Here, we are using long as the key type and std::string as the value type. Let’s create an instance of this type and insert some segments with values:

tree_type tree;

tree.insert(0, 10, "A");
tree.insert(2, 15, "B");
tree.insert(-2, 5, "C");
tree.insert(5, 22, "D");
tree.insert(20, 35, "E");

We have created a new instance called tree, and inserted five segment values into it using the insert() method, which takes:

  • start position of the segment,

  • end position of the segment, and

  • the value associated with the segment

as its arguments. As mentioned earlier, the start position of a segment is inclusive but the end position isn’t. Once all the segment data have been inserted, the next step is to build the tree by simply calling the build_tree() method:

tree.build_tree();

Building the tree is required before you can perform any queries. Now that the tree is built, let’s run some queries. But first we are going to define the following helper function:

void search_and_print(const tree_type& tree, long pos)
{
    auto results = tree.search(pos);

    std::cout << "--" << std::endl;
    std::cout << "search at " << pos << std::endl;
    std::cout << "number of results: " << results.size() << std::endl;

    for (const auto& [start, end, value] : results)
        std::cout << "range: [" << start << ":" << end << "); value: " << value << std::endl;
}

This helper function takes the segment tree instance and a search point, performs a search by calling search(), and iterates through and prints its results. The return value from search() is of type search_results, which provides the size() method to quickly find the total number of the results. It also allows you to iterate through the results through its begin() end() methods, or simply by plugging it into a range-based for loop as you see in this function.

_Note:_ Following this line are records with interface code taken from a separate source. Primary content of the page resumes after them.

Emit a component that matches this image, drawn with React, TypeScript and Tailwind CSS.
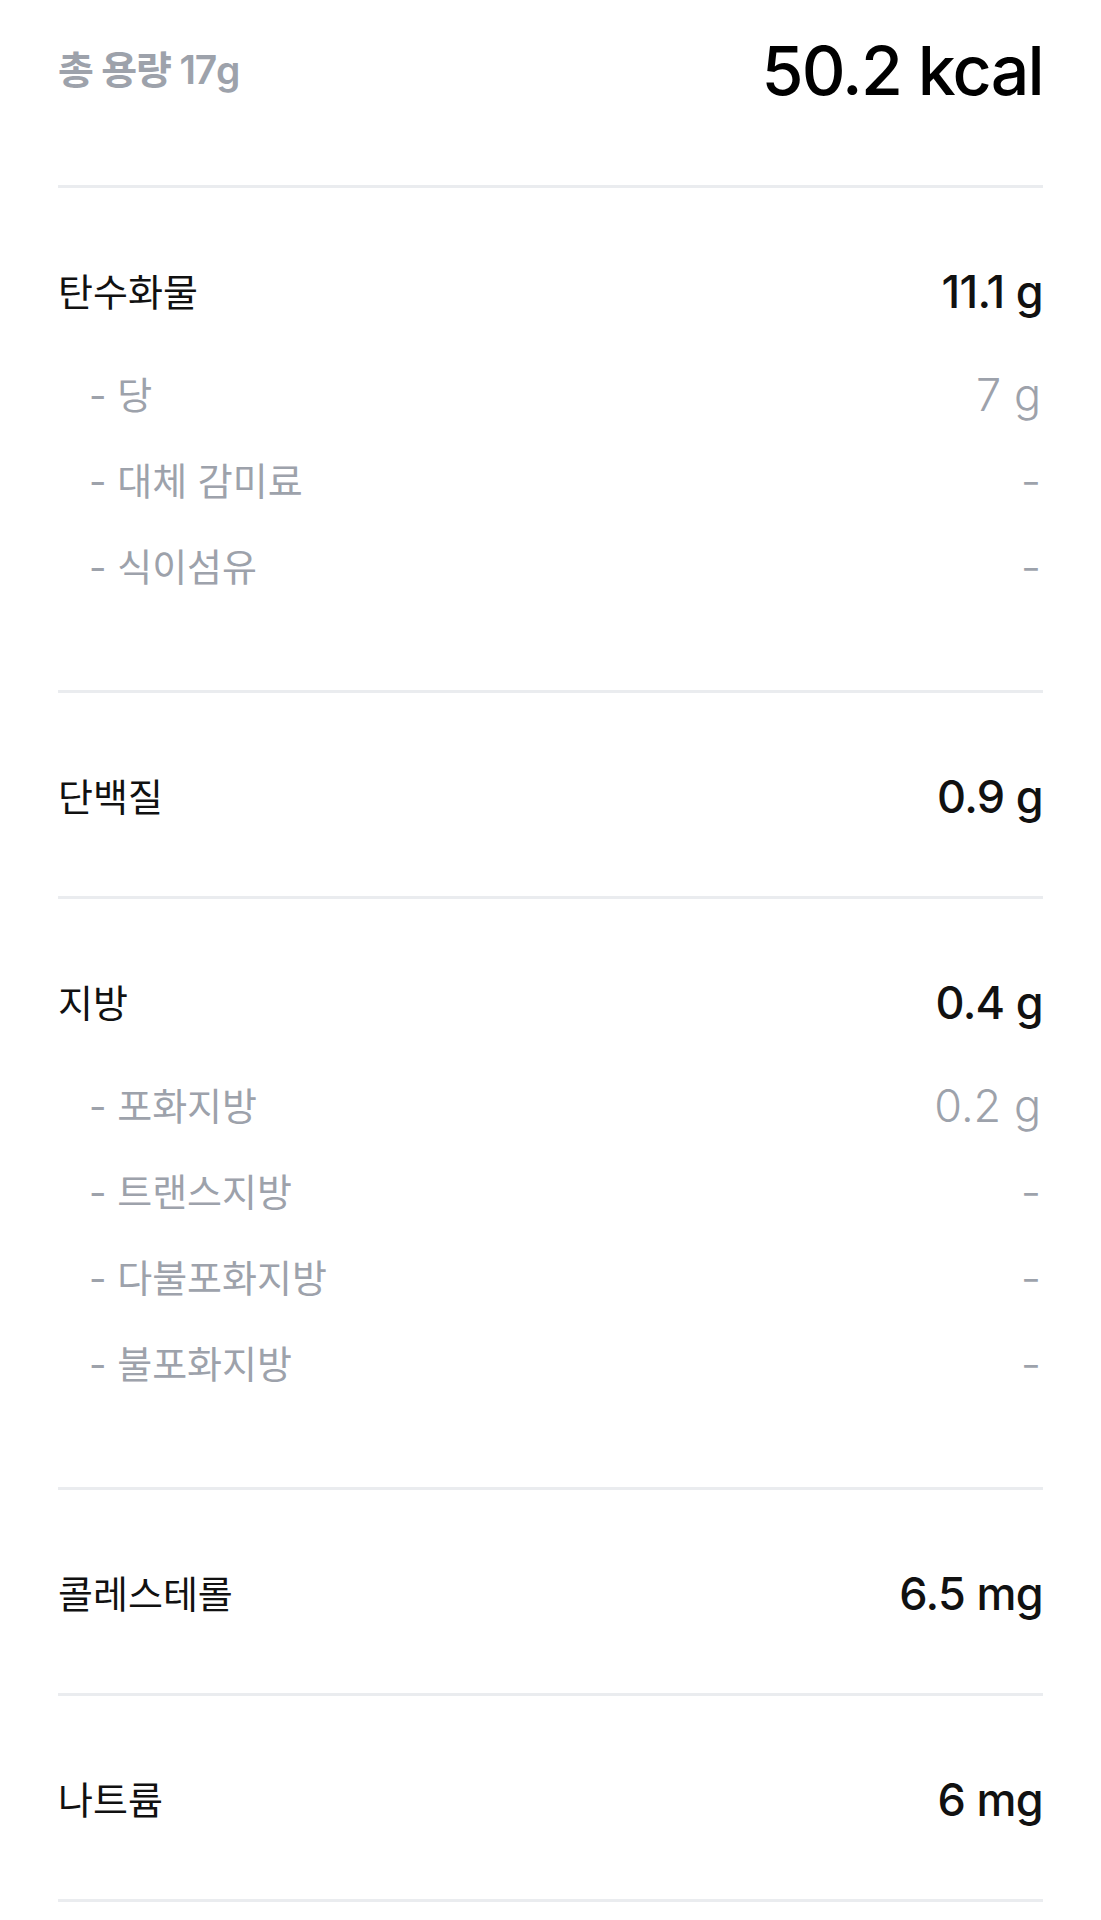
type Sub = { label: string; value: string };
type Nutrient = { label: string; value: string; subs?: Sub[] };

const NUTRIENTS: Nutrient[] = [
  {
    label: "탄수화물",
    value: "11.1 g",
    subs: [
      { label: "당", value: "7 g" },
      { label: "대체 감미료", value: "-" },
      { label: "식이섬유", value: "-" },
    ],
  },
  { label: "단백질", value: "0.9 g" },
  {
    label: "지방",
    value: "0.4 g",
    subs: [
      { label: "포화지방", value: "0.2 g" },
      { label: "트랜스지방", value: "-" },
      { label: "다불포화지방", value: "-" },
      { label: "불포화지방", value: "-" },
    ],
  },
  { label: "콜레스테롤", value: "6.5 mg" },
  { label: "나트륨", value: "6 mg" },
];

function Divider() {
  return <div className="h-[3px] bg-[#eaecef]" />;
}

function NutrientBlock({ item }: { item: Nutrient }) {
  return (
    <section className="pt-[61px] pb-[56px]">
      <div className="flex h-[86px] items-center justify-between">
        <span className="text-[38px] font-normal text-[#111111]">{item.label}</span>
        <span className="text-[45px] font-medium tracking-[-0.015em] text-[#111111]">
          {item.value}
        </span>
      </div>
      {item.subs && (
        <ul className="mt-[17px] mb-[24px]">
          {item.subs.map((s) => (
            <li key={s.label} className="flex h-[86px] items-center justify-between text-[#9da2ab]">
              <span className="pl-[31px] text-[38px] font-normal">- {s.label}</span>
              <span className="pr-[2px] text-[45px] font-light">{s.value}</span>
            </li>
          ))}
        </ul>
      )}
    </section>
  );
}

export default function App() {
  return (
    <div
      className="min-h-screen bg-white px-[58px]"
      style={{ fontFamily: '"Inter", "Noto Sans CJK KR", sans-serif' }}
    >
      {/* Total weight + energy */}
      <header className="flex h-[140px] items-center justify-between mb-[45px]">
        <span className="text-[39px] font-semibold tracking-[-0.03em] text-[#9da2ab]">총 용량 17g</span>
        <span className="text-[68px] font-medium tracking-[-0.025em] text-black">50.2 kcal</span>
      </header>
      <Divider />
      {NUTRIENTS.map((n) => (
        <div key={n.label}>
          <NutrientBlock item={n} />
          <Divider />
        </div>
      ))}
    </div>
  );
}
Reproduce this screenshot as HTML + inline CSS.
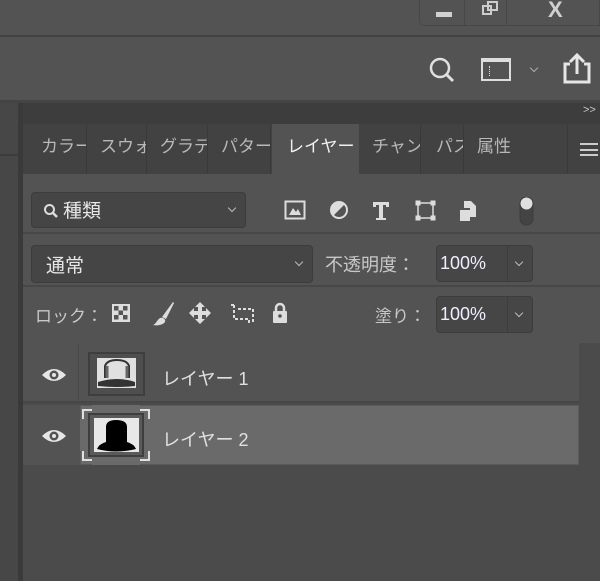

With this help function in place, let’s find all the segments that contain 5 by calling:

search_and_print(tree, 5);

which will print the following output:

--
search at 5
number of results: 3
range: [2:15); value: B
range: [0:10); value: A
range: [5:22); value: D

It’s worth pointing out that the results here don’t include the “C” segment, which extends from -2 to 5, because the end point is not inclusive. Given a search point of x, For a segment to be included in the results, it must satisfy start <= x < end. On the other hand, the results do include the “D” segment because the start point is inclusive.

Let’s do another search, and this time let’s find all the segments that contain 0:

search_and_print(tree, 0);

This will print the following output:

--
search at 0
number of results: 2
range: [-2:5); value: C
range: [0:10); value: A

The results look just about right. As an aside, it is entirely safe to call search() with points that are below the minimum position or above the maximum position in the tree; you will simply get empty results in such cases.

Removing segments

So far we have covered how to insert segment values and perform searches, but you can also remove values from the tree. There are two ways to remove values: one is to use an iterator from the search results object, and another is to specify a match condition predicate and remove all values that the predicate evaluates to true.

Removing with iterator

Let’s first cover how to remove a value with an iterator. Our goal here is to remove the segment value “A” that extends from 0 to 10. To obtain an iterator, you first need to perform a search then get an iterator from the results object. Once you have an iterator, iterate through the result set until it finds the right iterator position, then call erase() to remove that value, as the following code illustrates:

auto results = tree.search(5);
for (auto it = results.begin(); it != results.end(); ++it)
{
    if (it->value == "A")
    {
        tree.erase(it);
        break;
    }
}

Let’s run the same search with the search point of 5:

search_and_print(tree, 5);

This time it will produce:

--
search at 5
number of results: 2
range: [2:15); value: B
range: [5:22); value: D

As you can see, the “A” segment has been removed.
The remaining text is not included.